>>>

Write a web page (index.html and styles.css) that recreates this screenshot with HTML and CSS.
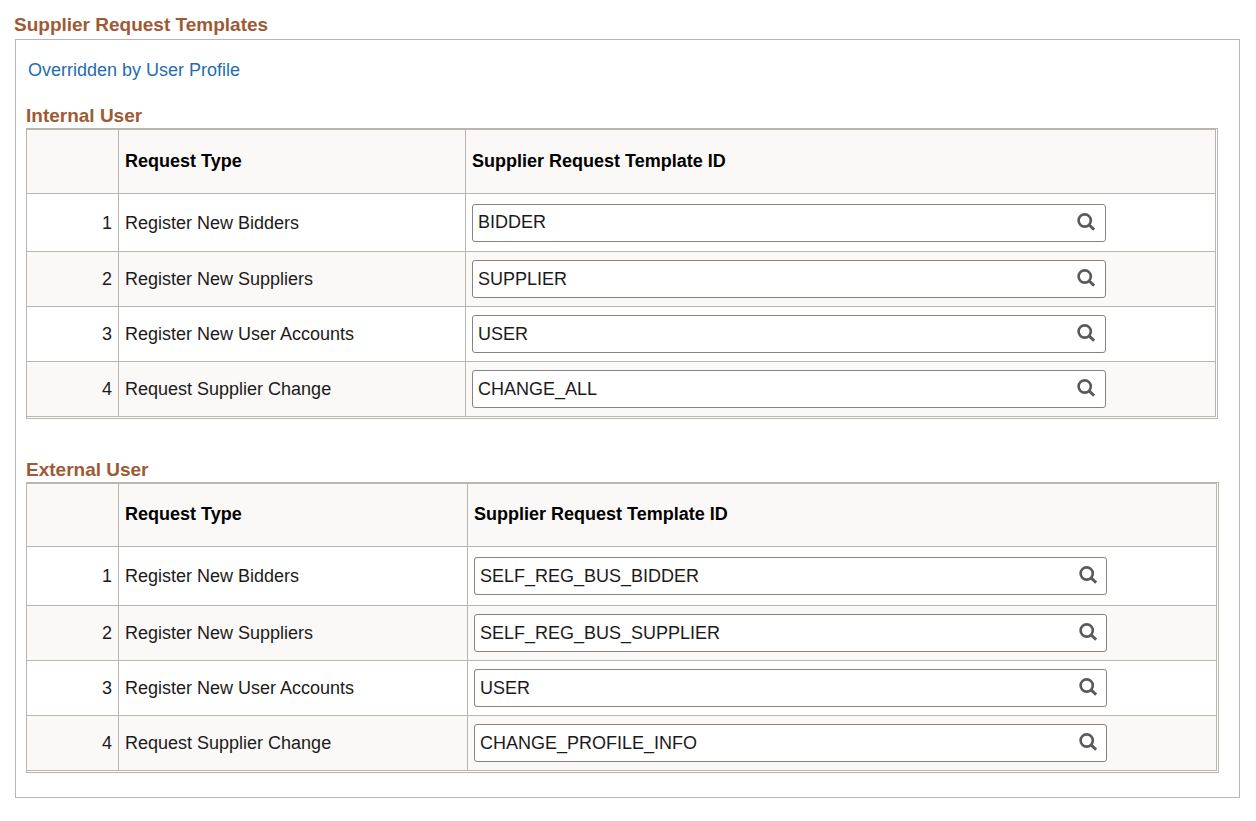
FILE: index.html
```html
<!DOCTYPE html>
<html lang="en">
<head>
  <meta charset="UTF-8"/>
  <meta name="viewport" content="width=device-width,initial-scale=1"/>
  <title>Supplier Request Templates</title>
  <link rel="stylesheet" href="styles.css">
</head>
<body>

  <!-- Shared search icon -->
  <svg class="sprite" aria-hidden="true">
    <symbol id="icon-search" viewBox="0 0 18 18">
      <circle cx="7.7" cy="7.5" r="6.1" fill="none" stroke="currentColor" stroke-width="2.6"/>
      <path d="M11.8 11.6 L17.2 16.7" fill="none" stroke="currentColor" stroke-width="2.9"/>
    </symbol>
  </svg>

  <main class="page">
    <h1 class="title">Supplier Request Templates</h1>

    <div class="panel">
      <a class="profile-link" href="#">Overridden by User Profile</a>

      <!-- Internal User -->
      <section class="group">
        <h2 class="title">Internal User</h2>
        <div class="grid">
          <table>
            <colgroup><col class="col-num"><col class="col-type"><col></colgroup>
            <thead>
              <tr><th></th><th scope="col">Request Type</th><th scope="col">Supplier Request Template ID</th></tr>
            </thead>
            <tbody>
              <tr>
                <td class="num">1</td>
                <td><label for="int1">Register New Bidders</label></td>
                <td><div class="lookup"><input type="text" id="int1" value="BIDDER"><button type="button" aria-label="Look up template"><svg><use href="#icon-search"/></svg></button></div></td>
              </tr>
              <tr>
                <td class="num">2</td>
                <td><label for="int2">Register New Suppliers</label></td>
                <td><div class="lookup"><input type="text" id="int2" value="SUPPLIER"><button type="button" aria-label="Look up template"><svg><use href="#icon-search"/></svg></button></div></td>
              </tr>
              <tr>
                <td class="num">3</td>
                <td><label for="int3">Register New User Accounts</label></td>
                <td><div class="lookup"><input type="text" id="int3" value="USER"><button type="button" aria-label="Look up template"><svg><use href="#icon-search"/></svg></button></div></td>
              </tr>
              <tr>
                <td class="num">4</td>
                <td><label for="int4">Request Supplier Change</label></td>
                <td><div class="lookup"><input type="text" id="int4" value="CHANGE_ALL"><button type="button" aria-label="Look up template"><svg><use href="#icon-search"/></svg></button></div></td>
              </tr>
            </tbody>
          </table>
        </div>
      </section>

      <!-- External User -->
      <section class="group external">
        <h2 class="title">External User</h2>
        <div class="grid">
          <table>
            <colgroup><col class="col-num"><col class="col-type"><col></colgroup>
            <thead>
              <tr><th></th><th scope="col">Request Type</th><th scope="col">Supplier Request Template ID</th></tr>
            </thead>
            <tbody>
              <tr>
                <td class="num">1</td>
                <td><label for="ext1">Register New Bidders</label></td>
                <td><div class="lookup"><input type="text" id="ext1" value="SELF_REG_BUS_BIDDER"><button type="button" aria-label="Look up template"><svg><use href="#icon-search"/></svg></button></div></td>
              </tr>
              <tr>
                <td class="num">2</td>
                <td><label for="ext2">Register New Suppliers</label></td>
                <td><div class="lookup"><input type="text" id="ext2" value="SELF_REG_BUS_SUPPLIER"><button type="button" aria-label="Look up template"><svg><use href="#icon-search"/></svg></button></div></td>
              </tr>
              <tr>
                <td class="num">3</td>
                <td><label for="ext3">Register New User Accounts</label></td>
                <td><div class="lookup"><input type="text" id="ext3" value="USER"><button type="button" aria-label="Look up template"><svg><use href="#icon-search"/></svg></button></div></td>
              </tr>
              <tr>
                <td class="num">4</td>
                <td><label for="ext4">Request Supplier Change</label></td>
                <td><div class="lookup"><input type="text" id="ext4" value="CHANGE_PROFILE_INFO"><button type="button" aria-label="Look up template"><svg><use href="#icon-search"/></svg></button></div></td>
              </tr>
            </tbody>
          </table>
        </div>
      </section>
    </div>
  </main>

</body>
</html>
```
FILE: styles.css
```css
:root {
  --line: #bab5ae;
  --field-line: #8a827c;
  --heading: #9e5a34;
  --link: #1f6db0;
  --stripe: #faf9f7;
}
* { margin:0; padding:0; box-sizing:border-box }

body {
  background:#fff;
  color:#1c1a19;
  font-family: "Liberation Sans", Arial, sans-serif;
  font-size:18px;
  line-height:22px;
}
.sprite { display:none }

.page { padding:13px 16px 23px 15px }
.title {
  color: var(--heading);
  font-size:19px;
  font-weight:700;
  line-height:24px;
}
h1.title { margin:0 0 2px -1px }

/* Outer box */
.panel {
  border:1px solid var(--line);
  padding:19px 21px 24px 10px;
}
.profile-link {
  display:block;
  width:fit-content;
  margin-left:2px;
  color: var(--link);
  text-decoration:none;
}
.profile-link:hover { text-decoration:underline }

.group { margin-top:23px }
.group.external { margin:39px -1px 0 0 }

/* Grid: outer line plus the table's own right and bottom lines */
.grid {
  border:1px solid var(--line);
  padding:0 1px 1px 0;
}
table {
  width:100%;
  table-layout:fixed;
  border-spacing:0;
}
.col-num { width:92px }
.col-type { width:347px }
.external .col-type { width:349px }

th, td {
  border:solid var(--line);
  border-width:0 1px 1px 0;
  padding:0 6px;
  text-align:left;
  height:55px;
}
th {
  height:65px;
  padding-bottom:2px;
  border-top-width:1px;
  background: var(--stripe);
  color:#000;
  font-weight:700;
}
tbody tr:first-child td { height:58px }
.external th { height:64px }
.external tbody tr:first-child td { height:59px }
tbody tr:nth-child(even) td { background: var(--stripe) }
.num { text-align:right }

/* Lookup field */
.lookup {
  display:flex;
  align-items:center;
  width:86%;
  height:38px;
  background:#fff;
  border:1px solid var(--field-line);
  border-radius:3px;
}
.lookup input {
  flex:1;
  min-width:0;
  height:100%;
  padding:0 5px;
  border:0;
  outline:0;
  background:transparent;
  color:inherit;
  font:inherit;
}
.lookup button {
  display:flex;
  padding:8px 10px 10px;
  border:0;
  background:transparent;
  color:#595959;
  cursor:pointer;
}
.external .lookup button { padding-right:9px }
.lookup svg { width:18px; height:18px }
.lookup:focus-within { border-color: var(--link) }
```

<<<
>>>

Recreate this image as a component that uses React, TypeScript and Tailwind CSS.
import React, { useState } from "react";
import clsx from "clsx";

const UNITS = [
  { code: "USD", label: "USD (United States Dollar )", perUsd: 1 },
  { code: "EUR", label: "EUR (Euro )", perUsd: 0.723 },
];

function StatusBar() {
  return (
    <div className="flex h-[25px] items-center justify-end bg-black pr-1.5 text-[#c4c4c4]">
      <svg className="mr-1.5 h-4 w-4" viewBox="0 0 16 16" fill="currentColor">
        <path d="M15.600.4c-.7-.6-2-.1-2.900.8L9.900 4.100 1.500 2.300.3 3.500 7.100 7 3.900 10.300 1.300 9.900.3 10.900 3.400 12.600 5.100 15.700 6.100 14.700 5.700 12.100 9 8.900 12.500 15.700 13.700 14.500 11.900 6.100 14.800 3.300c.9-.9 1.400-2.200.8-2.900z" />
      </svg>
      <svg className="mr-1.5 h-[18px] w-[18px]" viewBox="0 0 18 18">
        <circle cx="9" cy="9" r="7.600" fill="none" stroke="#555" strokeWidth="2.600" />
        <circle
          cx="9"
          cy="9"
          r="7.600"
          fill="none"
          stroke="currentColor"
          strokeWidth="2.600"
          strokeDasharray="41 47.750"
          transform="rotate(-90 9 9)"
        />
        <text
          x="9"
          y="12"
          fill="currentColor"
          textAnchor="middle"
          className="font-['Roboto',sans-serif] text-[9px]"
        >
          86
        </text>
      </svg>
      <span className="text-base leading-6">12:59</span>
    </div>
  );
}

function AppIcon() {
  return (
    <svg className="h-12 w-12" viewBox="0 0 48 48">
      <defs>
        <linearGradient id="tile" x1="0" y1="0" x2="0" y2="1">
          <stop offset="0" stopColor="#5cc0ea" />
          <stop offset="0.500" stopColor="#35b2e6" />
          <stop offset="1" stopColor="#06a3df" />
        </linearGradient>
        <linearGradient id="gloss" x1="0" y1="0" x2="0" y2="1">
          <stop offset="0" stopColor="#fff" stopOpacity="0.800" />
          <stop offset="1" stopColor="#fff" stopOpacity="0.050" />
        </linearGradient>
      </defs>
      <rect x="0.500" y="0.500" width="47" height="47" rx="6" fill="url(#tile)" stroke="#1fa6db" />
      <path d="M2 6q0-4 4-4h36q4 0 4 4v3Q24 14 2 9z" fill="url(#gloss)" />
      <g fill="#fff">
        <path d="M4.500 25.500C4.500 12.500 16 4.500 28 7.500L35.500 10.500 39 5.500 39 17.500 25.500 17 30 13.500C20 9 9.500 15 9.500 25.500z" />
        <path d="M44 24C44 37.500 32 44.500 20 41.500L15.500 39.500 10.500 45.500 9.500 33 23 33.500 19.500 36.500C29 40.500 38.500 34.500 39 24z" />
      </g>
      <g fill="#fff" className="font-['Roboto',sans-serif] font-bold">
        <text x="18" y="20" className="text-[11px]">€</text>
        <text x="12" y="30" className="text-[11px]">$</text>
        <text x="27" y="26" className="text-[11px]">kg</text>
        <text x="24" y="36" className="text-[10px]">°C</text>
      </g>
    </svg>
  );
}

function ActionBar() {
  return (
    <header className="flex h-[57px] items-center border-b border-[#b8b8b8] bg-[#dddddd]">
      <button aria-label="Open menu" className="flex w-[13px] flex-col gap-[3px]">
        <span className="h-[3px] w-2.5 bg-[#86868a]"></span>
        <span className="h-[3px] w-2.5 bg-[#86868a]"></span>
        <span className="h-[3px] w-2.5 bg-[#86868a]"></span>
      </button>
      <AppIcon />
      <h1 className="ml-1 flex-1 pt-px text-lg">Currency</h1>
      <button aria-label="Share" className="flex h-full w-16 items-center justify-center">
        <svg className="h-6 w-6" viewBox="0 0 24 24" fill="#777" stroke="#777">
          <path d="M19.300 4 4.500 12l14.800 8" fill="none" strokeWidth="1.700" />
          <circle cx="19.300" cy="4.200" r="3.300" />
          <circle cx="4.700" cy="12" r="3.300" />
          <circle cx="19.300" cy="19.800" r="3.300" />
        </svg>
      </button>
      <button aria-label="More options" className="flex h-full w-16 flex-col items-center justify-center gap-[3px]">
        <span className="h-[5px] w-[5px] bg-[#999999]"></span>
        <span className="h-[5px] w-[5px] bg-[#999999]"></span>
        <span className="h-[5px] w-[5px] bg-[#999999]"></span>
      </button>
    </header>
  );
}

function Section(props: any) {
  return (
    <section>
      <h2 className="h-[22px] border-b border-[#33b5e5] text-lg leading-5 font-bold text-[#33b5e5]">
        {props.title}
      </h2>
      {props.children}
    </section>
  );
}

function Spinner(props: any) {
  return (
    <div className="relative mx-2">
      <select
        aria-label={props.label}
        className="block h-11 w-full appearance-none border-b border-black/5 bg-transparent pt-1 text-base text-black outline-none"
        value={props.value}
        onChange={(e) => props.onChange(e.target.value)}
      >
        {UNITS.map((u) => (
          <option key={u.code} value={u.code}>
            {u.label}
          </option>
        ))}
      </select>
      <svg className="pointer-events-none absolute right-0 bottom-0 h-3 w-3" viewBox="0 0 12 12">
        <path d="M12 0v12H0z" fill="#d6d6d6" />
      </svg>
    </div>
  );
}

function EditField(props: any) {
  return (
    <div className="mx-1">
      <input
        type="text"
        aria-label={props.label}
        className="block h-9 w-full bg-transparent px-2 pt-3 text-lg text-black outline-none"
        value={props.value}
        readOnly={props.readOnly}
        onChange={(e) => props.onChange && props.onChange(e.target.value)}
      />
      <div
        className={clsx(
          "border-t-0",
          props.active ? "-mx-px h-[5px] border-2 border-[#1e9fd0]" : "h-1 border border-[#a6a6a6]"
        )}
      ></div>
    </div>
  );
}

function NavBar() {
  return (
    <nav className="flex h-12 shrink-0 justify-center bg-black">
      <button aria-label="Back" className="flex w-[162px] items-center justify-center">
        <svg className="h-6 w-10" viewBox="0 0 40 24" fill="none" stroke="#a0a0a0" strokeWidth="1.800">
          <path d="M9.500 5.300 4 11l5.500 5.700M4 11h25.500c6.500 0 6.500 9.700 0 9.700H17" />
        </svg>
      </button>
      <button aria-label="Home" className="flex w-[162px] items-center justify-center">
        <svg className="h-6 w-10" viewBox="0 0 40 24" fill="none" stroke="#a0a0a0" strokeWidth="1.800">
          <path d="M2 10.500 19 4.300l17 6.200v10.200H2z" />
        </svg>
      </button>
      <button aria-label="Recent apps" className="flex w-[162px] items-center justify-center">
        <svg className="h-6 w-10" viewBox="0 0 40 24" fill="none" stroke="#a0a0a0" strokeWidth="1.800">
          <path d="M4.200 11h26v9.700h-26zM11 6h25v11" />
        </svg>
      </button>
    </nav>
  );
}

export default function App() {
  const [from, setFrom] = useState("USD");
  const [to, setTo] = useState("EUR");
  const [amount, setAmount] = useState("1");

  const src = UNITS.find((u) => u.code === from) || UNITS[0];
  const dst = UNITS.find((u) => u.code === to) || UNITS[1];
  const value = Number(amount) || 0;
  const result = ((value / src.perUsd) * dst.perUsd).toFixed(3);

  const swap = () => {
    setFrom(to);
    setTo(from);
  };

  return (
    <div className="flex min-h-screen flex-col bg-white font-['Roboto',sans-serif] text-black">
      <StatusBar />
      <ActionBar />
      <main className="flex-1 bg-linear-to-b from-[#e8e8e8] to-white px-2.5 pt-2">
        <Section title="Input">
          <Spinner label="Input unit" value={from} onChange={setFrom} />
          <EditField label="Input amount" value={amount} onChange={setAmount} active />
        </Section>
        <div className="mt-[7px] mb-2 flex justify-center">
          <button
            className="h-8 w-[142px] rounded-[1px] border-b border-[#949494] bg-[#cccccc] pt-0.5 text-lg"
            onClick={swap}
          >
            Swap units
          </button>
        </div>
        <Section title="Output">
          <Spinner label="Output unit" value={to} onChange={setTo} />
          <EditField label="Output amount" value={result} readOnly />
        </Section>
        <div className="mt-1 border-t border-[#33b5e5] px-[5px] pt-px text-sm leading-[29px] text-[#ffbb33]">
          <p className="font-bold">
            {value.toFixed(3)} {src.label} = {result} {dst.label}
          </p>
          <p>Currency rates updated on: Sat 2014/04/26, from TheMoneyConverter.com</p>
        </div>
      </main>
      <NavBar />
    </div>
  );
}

<<<

How many lines in these records hold the string "React"? Reply with the number alone.

2